A splash of colour, a slice of bread, and a little bit of sadness - all these make for an intriguing game, to say the least, and Behind the Frame: The Finest Scenery doesn’t disappoint. From the gorgeous artwork reminiscent of Studio Ghibli to the cosy soundtrack I wouldn’t mind having on loop all day long, the puzzle-slash-interactive fiction is a breath of fresh air in an often suffocating world.
You’ll have to solve intuitive point-and-click style puzzles, sketch a grumpy old neighbor who inspires you a little bit, and handle a pesky feline furball who seems adamant to leave pawprints all over your studio.
Of course, when you top it off with a totally chill, totally low-key soundtrack serenading you in the background, it’ll make you yearn for a cup of coffee, a good book, and a cosy corner to snuggle into on a rainy Sunday afternoon.
That said, while staying in one place in the game forever does sound inviting, progressing through the game is a must - the engaging narrative will prompt you to charge forward just because what happens next is too intriguing to pass up. There’s a bit of a Groundhog Day-esque element in the first few chapters, but things escalate as you uncover more of the past - and the truth - of the world around you.

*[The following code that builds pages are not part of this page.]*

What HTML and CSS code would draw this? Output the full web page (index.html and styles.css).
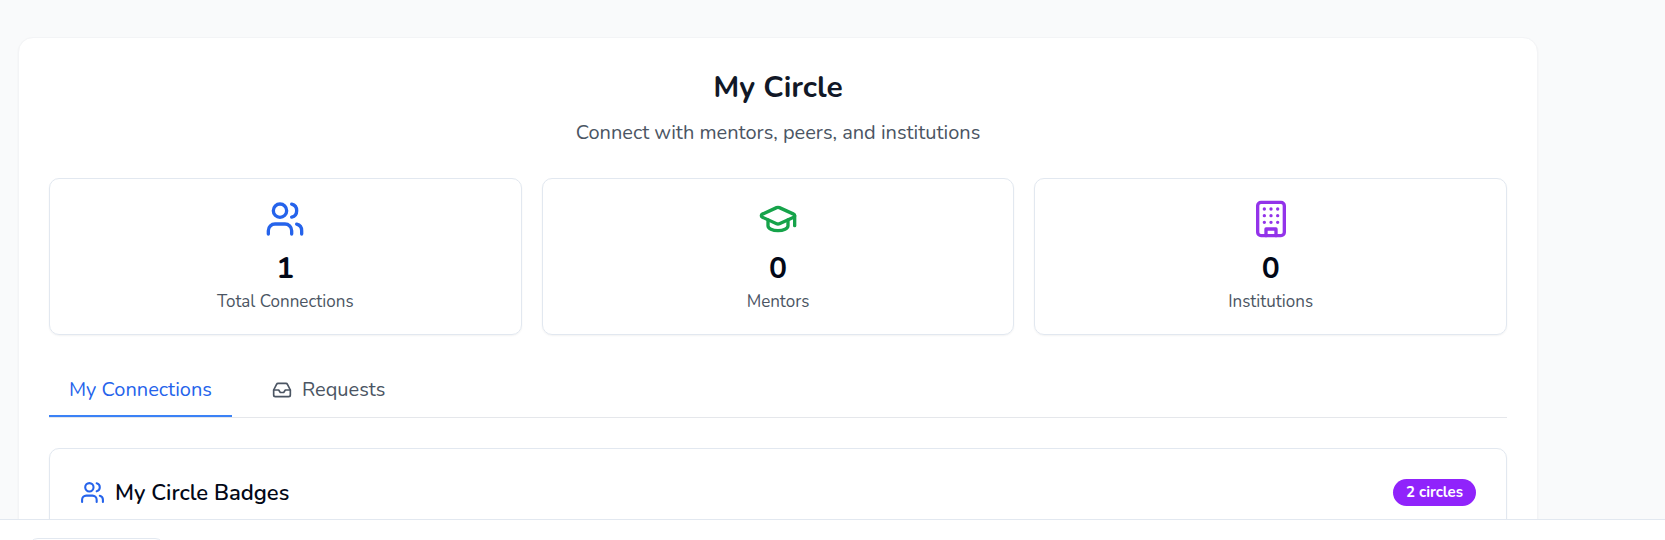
FILE: index.html
```html
<!DOCTYPE html>
<html lang="en">
<head>
<meta charset="utf-8">
<meta name="viewport" content="width=device-width, initial-scale=1">
<title>My Circle</title>
<link rel="stylesheet" href="styles.css">
</head>
<body>
<div class="page">
  <main class="content">
    <section class="panel">
      <header class="intro">
        <h1 class="intro-title">My Circle</h1>
        <p class="intro-text">Connect with mentors, peers, and institutions</p>
      </header>

      <div class="stats">
        <article class="stat">
          <svg class="icon icon-large blue" viewBox="0 0 24 24" aria-hidden="true"><path d="M16 21v-2a4 4 0 0 0-4-4H6a4 4 0 0 0-4 4v2"/><circle cx="9" cy="7" r="4"/><path d="M22 21v-2a4 4 0 0 0-3-3.87"/><path d="M16 3.13a4 4 0 0 1 0 7.75"/></svg>
          <div class="stat-value">1</div>
          <div class="stat-label">Total Connections</div>
        </article>
        <article class="stat">
          <svg class="icon icon-large green" viewBox="0 0 24 24" aria-hidden="true"><path d="M21.42 10.922a1 1 0 0 0-.019-1.838L12.83 5.18a2 2 0 0 0-1.66 0L2.6 9.08a1 1 0 0 0 0 1.832l8.57 3.908a2 2 0 0 0 1.66 0z"/><path d="M22 10v6"/><path d="M6 12.5V16a6 3 0 0 0 12 0v-3.5"/></svg>
          <div class="stat-value">0</div>
          <div class="stat-label">Mentors</div>
        </article>
        <article class="stat">
          <svg class="icon icon-large purple" viewBox="0 0 24 24" aria-hidden="true"><rect width="16" height="20" x="4" y="2" rx="2"/><path d="M9 22v-4h6v4"/><path d="M8 6h.01M16 6h.01M12 6h.01M12 10h.01M12 14h.01M16 10h.01M16 14h.01M8 10h.01M8 14h.01"/></svg>
          <div class="stat-value">0</div>
          <div class="stat-label">Institutions</div>
        </article>
      </div>

      <nav class="tabs">
        <button class="tab tab-active" type="button">My Connections</button>
        <button class="tab" type="button">
          <svg class="icon icon-small" viewBox="0 0 24 24" aria-hidden="true"><path d="M22 12h-6l-2 3h-4l-2-3H2"/><path d="M5.45 5.11 2 12v6a2 2 0 0 0 2 2h16a2 2 0 0 0 2-2v-6l-3.45-6.89A2 2 0 0 0 16.76 4H7.24a2 2 0 0 0-1.79 1.11z"/></svg>
          Requests
        </button>
      </nav>

      <section class="badges">
        <h2 class="badges-title">
          <svg class="icon icon-medium blue" viewBox="0 0 24 24" aria-hidden="true"><path d="M16 21v-2a4 4 0 0 0-4-4H6a4 4 0 0 0-4 4v2"/><circle cx="9" cy="7" r="4"/><path d="M22 21v-2a4 4 0 0 0-3-3.87"/><path d="M16 3.13a4 4 0 0 1 0 7.75"/></svg>
          My Circle Badges
        </h2>
        <span class="pill">2 circles</span>
      </section>
    </section>
  </main>
  <footer class="dock">
    <div class="dock-box"></div>
  </footer>
</div>
</body>
</html>
```

FILE: styles.css
```css
* { box-sizing: border-box; }

body {
  margin: 0;
  font-family: Nunito, Lato, sans-serif;
  font-size: 20px;
  line-height: 30px;
  color: #020817;
  background: #f9fafb;
}

.page {
  display: flex;
  flex-direction: column;
  height: 100vh;
}

.content {
  flex: 1;
  min-height: 0;
  overflow: hidden;
  padding: 37px 18px 0;
}

.panel {
  max-width: 1520px;
  padding: 30px;
  background: #fff;
  border: 1px solid #f3f4f6;
  border-radius: 15px;
  box-shadow: 0 1px 2px rgba(0, 0, 0, 0.05);
}

.intro {
  margin-bottom: 30px;
  text-align: center;
}

.intro-title {
  margin: 0 0 10px;
  font-size: 30px;
  line-height: 40px;
  font-weight: 700;
  color: #111827;
}

.intro-text {
  margin: 0;
  color: #4b5563;
}

.stats {
  display: grid;
  grid-template-columns: repeat(3, 1fr);
  gap: 20px;
  margin-bottom: 30px;
}

.stat {
  display: flex;
  flex-direction: column;
  align-items: center;
  padding: 20px;
  border: 1px solid #e2e8f0;
  border-radius: 10px;
  box-shadow: 0 1px 2px rgba(0, 0, 0, 0.05);
}

.stat-value {
  margin-top: 10px;
  font-size: 30px;
  line-height: 40px;
  font-weight: 700;
}

.stat-label {
  font-size: 17px;
  line-height: 25px;
  color: #4b5563;
}

.icon {
  flex: none;
  fill: none;
  stroke: currentColor;
  stroke-width: 2;
  stroke-linecap: round;
  stroke-linejoin: round;
}

.icon-large { width: 40px; height: 40px; }
.icon-medium { width: 25px; height: 25px; }
.icon-small { width: 20px; height: 20px; }

.blue { color: #2563eb; }
.green { color: #16a34a; }
.purple { color: #9333ea; }

.tabs {
  display: flex;
  gap: 20px;
  margin-bottom: 30px;
  border-bottom: 1px solid #e5e7eb;
}

.tab {
  display: flex;
  align-items: center;
  gap: 10px;
  padding: 10px 20px;
  border: 0;
  border-bottom: 2px solid transparent;
  background: none;
  font: inherit;
  color: #4b5563;
  cursor: pointer;
}

.tab-active {
  color: #2563eb;
  border-bottom-color: #3b82f6;
}

.badges {
  display: flex;
  align-items: center;
  justify-content: space-between;
  padding: 30px;
  border: 1px solid #e2e8f0;
  border-radius: 10px;
  box-shadow: 0 1px 2px rgba(0, 0, 0, 0.05);
}

.badges-title {
  display: flex;
  align-items: center;
  gap: 10px;
  margin: 0;
  font-size: 22px;
  line-height: 26px;
  font-weight: 600;
}

.pill {
  padding: 3px 13px;
  border-radius: 14px;
  background: #9023fb;
  color: #fff;
  font-size: 15px;
  line-height: 21px;
  font-weight: 700;
}

.dock {
  flex: none;
  height: 21px;
  overflow: hidden;
  padding: 18px 28px 0;
  background: #fff;
  border-top: 1px solid #e2e8f0;
}

.dock-box {
  width: 137px;
  height: 50px;
  border: 1px solid #e2e8f0;
  border-radius: 10px;
}
```
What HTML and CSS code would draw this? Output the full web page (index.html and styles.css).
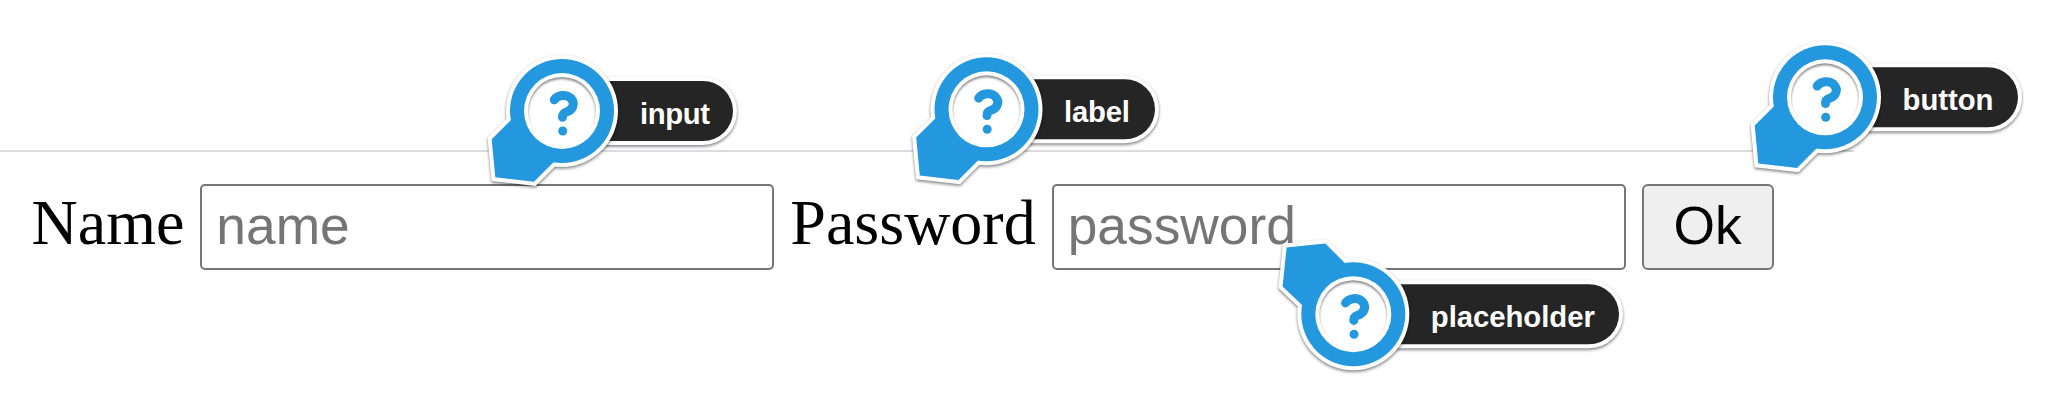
FILE: index.html
```html
<!DOCTYPE html>
<html lang="en">
<head>
<meta charset="utf-8">
<title>Form accessibility</title>
<link rel="stylesheet" href="styles.css">
</head>
<body>
<svg class="defs" aria-hidden="true">
  <defs>
    <filter id="shadow" x="-20%" y="-20%" width="140%" height="150%" color-interpolation-filters="sRGB">
      <feDropShadow dx="0" dy="1.6" stdDeviation="1.4" flood-color="#000" flood-opacity=".5"/>
    </filter>
    <filter id="inner" x="-10%" y="-10%" width="120%" height="120%" color-interpolation-filters="sRGB">
      <feOffset dy="1.6"/>
      <feGaussianBlur stdDeviation="1.2" result="b"/>
      <feComposite in="SourceGraphic" in2="b" operator="out" result="edge"/>
      <feFlood flood-color="#000" flood-opacity=".45"/>
      <feComposite in2="edge" operator="in" result="tint"/>
      <feMerge><feMergeNode in="SourceGraphic"/><feMergeNode in="tint"/></feMerge>
    </filter>
    <g id="face">
      <circle r="38" fill="#fff"/>
      <circle r="34" fill="#fff" filter="url(#inner)"/>
      <path d="M-7.8 -11.2C-4.5 -16.6 4.5 -16.8 8.6 -13C14 -7.5 10.5 -.8 4.5 1C1.2 2.1 .5 3 .5 6.2" fill="none" stroke="#2398df" stroke-width="9" stroke-linecap="round"/>
      <circle cx=".7" cy="20" r="4.5" fill="#2398df"/>
    </g>
    <g id="marker">
      <g filter="url(#shadow)">
        <circle r="56" fill="#fff"/>
        <path d="M-51 9L-70.3 28.3L-66.7 66.3L-28 70.7L-8.5 51.3L0 0Z" fill="#fff" stroke="#fff" stroke-width="8"/>
      </g>
      <circle r="52" fill="#2398df"/>
      <path d="M-51 9L-70.3 28.3L-66.7 66.3L-28 70.7L-8.5 51.3L0 0Z" fill="#2398df"/>
      <use href="#face"/>
    </g>
    <g id="marker-up">
      <g filter="url(#shadow)">
        <circle r="56" fill="#fff"/>
        <path d="M-51 -9L-70.7 -27.7L-66.7 -66.7L-28 -70.7L-8.5 -51.3L0 0Z" fill="#fff" stroke="#fff" stroke-width="8"/>
      </g>
      <circle r="52" fill="#2398df"/>
      <path d="M-51 -9L-70.7 -27.7L-66.7 -66.7L-28 -70.7L-8.5 -51.3L0 0Z" fill="#2398df"/>
      <use href="#face"/>
    </g>
  </defs>
</svg>
<form class="form">
  <label class="label" for="name">Name</label>
  <input class="field" id="name" type="text" placeholder="name">
  <label class="label" for="password">Password</label>
  <input class="field" id="password" type="text" placeholder="password">
  <button class="ok" type="button">Ok</button>
</form>
<svg class="notes" viewBox="0 0 2064 412">
  <g transform="translate(562 111)">
    <rect class="pill" x="-32" y="-32" width="205" height="64" rx="32"/>
    <rect class="pill-fill" x="-30" y="-30" width="201" height="60" rx="30"/>
    <text class="tag" x="78" y="12.6" textLength="70">input</text>
    <use href="#marker"/>
  </g>
  <g transform="translate(986.5 109.3)">
    <rect class="pill" x="-32" y="-32" width="202.5" height="64" rx="32"/>
    <rect class="pill-fill" x="-30" y="-30" width="198.5" height="60" rx="30"/>
    <text class="tag" x="77.5" y="12.6" textLength="66">label</text>
    <use href="#marker"/>
  </g>
  <g transform="translate(1825 97.3)">
    <rect class="pill" x="-32" y="-32" width="227" height="64" rx="32"/>
    <rect class="pill-fill" x="-30" y="-30" width="223" height="60" rx="30"/>
    <text class="tag" x="77.5" y="12.6" textLength="91">button</text>
    <use href="#marker"/>
  </g>
  <g transform="translate(1353.3 314.2)">
    <rect class="pill" x="-32" y="-32" width="299.7" height="64" rx="32"/>
    <rect class="pill-fill" x="-30" y="-30" width="295.7" height="60" rx="30"/>
    <text class="tag" x="77.5" y="12.6" textLength="164">placeholder</text>
    <use href="#marker-up"/>
  </g>
</svg>
</body>
</html>
```
FILE: styles.css
```css
body {
  margin: 0;
  padding-top: 150px;
  width: 2064px;
  height: 412px;
  box-sizing: border-box;
  overflow: hidden;
  background: #fff;
  color: #000;
}
.defs {
  position: absolute;
  width: 0;
  height: 0;
}
.form {
  display: flex;
  align-items: flex-start;
  gap: 16px;
  width: 1854px;
  box-sizing: border-box;
  padding: 32px 0 0 31.5px;
  border-top: 2px solid #dcdce0;
}
.label {
  font: 64px/74px "Liberation Serif", serif;
  margin-top: 2px;
  white-space: nowrap;
}
.field {
  box-sizing: border-box;
  flex: none;
  width: 574px;
  height: 86px;
  margin: 0;
  padding: 0 14px 4px;
  border: 2px solid #767676;
  border-radius: 5px;
  background: #fff;
  font: 53.33px "Liberation Sans", sans-serif;
}
.field::placeholder {
  color: #757575;
}
.ok {
  box-sizing: border-box;
  flex: none;
  width: 132px;
  height: 86px;
  padding: 0 0 4px;
  border: 2px solid #767676;
  border-radius: 6px;
  background: #efefef;
  color: #000;
  font: 53.33px "Liberation Sans", sans-serif;
}
.notes {
  position: absolute;
  left: 0;
  top: 0;
  width: 2064px;
  height: 412px;
  pointer-events: none;
}
.pill {
  fill: #fff;
  stroke: #fff;
  stroke-width: 4px;
  filter: url(#shadow);
}
.pill-fill {
  fill: #252525;
}
.tag {
  fill: #fff;
  font: bold 29.3px "Liberation Sans", sans-serif;
}
```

It’s short but sweet, and if there’s one complaint I have with it is that it’s probably too short - and that’s an issue only because I would have liked to stay in that surreal world a bit longer. There are no replayability options here, but it’s worth going through the chapters again just to marvel at the visuals. The imagery for each chapter is spot-on too - the game does its best to engage all the senses apart from just what you can see. The morning breeze, the pitter-patter of the rain on your window sill, the coffee brewing on the countertop, the tactile scratching of your pen on paper - all these contribute to the feels (and yes, there are a lot of feels).
The game is a quick but meaningful ride at just an hour for all six chapters, but the last scene will definitely resonate with you long after the credits roll. It’s one of those stories that leave you with a bit of an existential crisis when it ends, and honestly, those kinds of games are the best. Suffice it to say that it broke my heart in so many different ways then stitched it back up again.